--- GIVEN INSTRUCTION ---
Your copy of the material must match it exactly, except that pictures are dropped.

--- DATA EXTRACT ---
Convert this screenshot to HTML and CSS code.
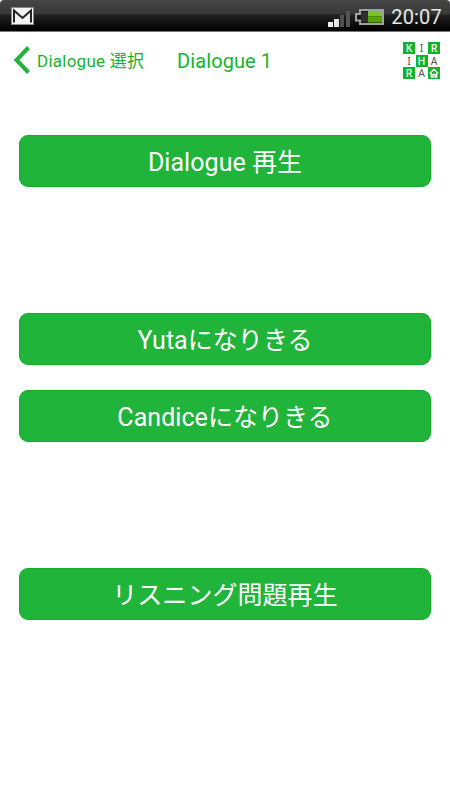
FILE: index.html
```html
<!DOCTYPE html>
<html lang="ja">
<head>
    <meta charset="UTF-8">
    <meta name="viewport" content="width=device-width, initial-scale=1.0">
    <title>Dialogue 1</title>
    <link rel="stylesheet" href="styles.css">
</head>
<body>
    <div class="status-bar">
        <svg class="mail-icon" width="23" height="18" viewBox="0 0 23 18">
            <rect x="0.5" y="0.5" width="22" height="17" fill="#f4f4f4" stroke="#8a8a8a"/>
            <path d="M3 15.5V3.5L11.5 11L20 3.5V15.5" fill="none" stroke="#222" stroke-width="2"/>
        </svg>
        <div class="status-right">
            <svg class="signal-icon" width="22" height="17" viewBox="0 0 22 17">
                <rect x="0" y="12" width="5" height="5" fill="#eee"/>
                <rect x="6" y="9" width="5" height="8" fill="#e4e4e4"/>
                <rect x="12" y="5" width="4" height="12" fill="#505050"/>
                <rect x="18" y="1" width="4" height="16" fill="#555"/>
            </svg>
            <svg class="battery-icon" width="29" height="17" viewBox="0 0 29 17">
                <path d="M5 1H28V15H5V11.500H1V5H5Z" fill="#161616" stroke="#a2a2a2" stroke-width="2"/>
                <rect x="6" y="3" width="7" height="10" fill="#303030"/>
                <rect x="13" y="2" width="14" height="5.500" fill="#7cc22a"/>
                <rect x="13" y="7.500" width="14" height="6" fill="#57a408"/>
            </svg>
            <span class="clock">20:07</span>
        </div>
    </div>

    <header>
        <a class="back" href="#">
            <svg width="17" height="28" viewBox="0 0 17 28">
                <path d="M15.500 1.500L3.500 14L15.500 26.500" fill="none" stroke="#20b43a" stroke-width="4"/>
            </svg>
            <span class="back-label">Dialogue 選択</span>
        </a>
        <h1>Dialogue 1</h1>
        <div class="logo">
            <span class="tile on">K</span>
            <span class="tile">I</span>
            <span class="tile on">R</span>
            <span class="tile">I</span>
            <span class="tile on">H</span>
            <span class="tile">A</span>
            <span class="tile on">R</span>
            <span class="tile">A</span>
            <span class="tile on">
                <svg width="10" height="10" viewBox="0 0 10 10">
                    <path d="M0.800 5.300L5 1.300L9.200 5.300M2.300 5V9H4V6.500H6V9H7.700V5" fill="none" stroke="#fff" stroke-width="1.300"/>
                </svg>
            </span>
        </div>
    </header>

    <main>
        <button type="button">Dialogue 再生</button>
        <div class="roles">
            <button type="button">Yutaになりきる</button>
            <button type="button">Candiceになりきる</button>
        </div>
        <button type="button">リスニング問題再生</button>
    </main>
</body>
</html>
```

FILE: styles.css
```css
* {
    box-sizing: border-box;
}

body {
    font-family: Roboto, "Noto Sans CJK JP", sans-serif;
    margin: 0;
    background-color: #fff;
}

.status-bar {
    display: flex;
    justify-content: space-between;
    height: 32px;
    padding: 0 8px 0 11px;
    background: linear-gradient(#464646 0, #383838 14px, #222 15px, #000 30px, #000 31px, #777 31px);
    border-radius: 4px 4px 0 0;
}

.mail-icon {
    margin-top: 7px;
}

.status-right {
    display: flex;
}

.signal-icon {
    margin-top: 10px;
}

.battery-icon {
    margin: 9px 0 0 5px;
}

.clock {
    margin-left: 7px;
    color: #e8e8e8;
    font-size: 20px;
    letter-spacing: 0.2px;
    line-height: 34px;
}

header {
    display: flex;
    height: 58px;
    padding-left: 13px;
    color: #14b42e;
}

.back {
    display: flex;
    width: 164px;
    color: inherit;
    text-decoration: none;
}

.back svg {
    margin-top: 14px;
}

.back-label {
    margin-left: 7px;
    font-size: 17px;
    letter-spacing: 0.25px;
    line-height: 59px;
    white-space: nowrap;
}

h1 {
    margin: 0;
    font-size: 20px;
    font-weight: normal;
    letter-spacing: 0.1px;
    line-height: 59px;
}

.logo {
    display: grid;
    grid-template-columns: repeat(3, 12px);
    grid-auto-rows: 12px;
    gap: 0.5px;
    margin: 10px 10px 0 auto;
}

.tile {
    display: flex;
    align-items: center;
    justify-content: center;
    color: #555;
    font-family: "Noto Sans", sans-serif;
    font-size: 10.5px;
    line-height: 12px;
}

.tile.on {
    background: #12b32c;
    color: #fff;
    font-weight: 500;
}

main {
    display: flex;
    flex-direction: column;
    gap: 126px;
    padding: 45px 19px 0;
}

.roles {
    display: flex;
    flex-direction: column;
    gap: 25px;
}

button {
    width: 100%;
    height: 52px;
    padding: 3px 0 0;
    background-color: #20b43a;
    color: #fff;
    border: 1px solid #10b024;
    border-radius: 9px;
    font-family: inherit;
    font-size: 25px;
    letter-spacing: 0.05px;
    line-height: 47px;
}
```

--- THE COMPLETED TASK ---
Convert this screenshot to HTML and CSS code.
FILE: index.html
```html
<!DOCTYPE html>
<html lang="ja">
<head>
    <meta charset="UTF-8">
    <meta name="viewport" content="width=device-width, initial-scale=1.0">
    <title>Dialogue 1</title>
    <link rel="stylesheet" href="styles.css">
</head>
<body>
    <div class="status-bar">
        <svg class="mail-icon" width="23" height="18" viewBox="0 0 23 18">
            <rect x="0.5" y="0.5" width="22" height="17" fill="#f4f4f4" stroke="#8a8a8a"/>
            <path d="M3 15.5V3.5L11.5 11L20 3.5V15.5" fill="none" stroke="#222" stroke-width="2"/>
        </svg>
        <div class="status-right">
            <svg class="signal-icon" width="22" height="17" viewBox="0 0 22 17">
                <rect x="0" y="12" width="5" height="5" fill="#eee"/>
                <rect x="6" y="9" width="5" height="8" fill="#e4e4e4"/>
                <rect x="12" y="5" width="4" height="12" fill="#505050"/>
                <rect x="18" y="1" width="4" height="16" fill="#555"/>
            </svg>
            <svg class="battery-icon" width="29" height="17" viewBox="0 0 29 17">
                <path d="M5 1H28V15H5V11.500H1V5H5Z" fill="#161616" stroke="#a2a2a2" stroke-width="2"/>
                <rect x="6" y="3" width="7" height="10" fill="#303030"/>
                <rect x="13" y="2" width="14" height="5.500" fill="#7cc22a"/>
                <rect x="13" y="7.500" width="14" height="6" fill="#57a408"/>
            </svg>
            <span class="clock">20:07</span>
        </div>
    </div>

    <header>
        <a class="back" href="#">
            <svg width="17" height="28" viewBox="0 0 17 28">
                <path d="M15.500 1.500L3.500 14L15.500 26.500" fill="none" stroke="#20b43a" stroke-width="4"/>
            </svg>
            <span class="back-label">Dialogue 選択</span>
        </a>
        <h1>Dialogue 1</h1>
        <div class="logo">
            <span class="tile on">K</span>
            <span class="tile">I</span>
            <span class="tile on">R</span>
            <span class="tile">I</span>
            <span class="tile on">H</span>
            <span class="tile">A</span>
            <span class="tile on">R</span>
            <span class="tile">A</span>
            <span class="tile on">
                <svg width="10" height="10" viewBox="0 0 10 10">
                    <path d="M0.800 5.300L5 1.300L9.200 5.300M2.300 5V9H4V6.500H6V9H7.700V5" fill="none" stroke="#fff" stroke-width="1.300"/>
                </svg>
            </span>
        </div>
    </header>

    <main>
        <button type="button">Dialogue 再生</button>
        <div class="roles">
            <button type="button">Yutaになりきる</button>
            <button type="button">Candiceになりきる</button>
        </div>
        <button type="button">リスニング問題再生</button>
    </main>
</body>
</html>
```

FILE: styles.css
```css
* {
    box-sizing: border-box;
}

body {
    font-family: Roboto, "Noto Sans CJK JP", sans-serif;
    margin: 0;
    background-color: #fff;
}

.status-bar {
    display: flex;
    justify-content: space-between;
    height: 32px;
    padding: 0 8px 0 11px;
    background: linear-gradient(#464646 0, #383838 14px, #222 15px, #000 30px, #000 31px, #777 31px);
    border-radius: 4px 4px 0 0;
}

.mail-icon {
    margin-top: 7px;
}

.status-right {
    display: flex;
}

.signal-icon {
    margin-top: 10px;
}

.battery-icon {
    margin: 9px 0 0 5px;
}

.clock {
    margin-left: 7px;
    color: #e8e8e8;
    font-size: 20px;
    letter-spacing: 0.2px;
    line-height: 34px;
}

header {
    display: flex;
    height: 58px;
    padding-left: 13px;
    color: #14b42e;
}

.back {
    display: flex;
    width: 164px;
    color: inherit;
    text-decoration: none;
}

.back svg {
    margin-top: 14px;
}

.back-label {
    margin-left: 7px;
    font-size: 17px;
    letter-spacing: 0.25px;
    line-height: 59px;
    white-space: nowrap;
}

h1 {
    margin: 0;
    font-size: 20px;
    font-weight: normal;
    letter-spacing: 0.1px;
    line-height: 59px;
}

.logo {
    display: grid;
    grid-template-columns: repeat(3, 12px);
    grid-auto-rows: 12px;
    gap: 0.5px;
    margin: 10px 10px 0 auto;
}

.tile {
    display: flex;
    align-items: center;
    justify-content: center;
    color: #555;
    font-family: "Noto Sans", sans-serif;
    font-size: 10.5px;
    line-height: 12px;
}

.tile.on {
    background: #12b32c;
    color: #fff;
    font-weight: 500;
}

main {
    display: flex;
    flex-direction: column;
    gap: 126px;
    padding: 45px 19px 0;
}

.roles {
    display: flex;
    flex-direction: column;
    gap: 25px;
}

button {
    width: 100%;
    height: 52px;
    padding: 3px 0 0;
    background-color: #20b43a;
    color: #fff;
    border: 1px solid #10b024;
    border-radius: 9px;
    font-family: inherit;
    font-size: 25px;
    letter-spacing: 0.05px;
    line-height: 47px;
}
```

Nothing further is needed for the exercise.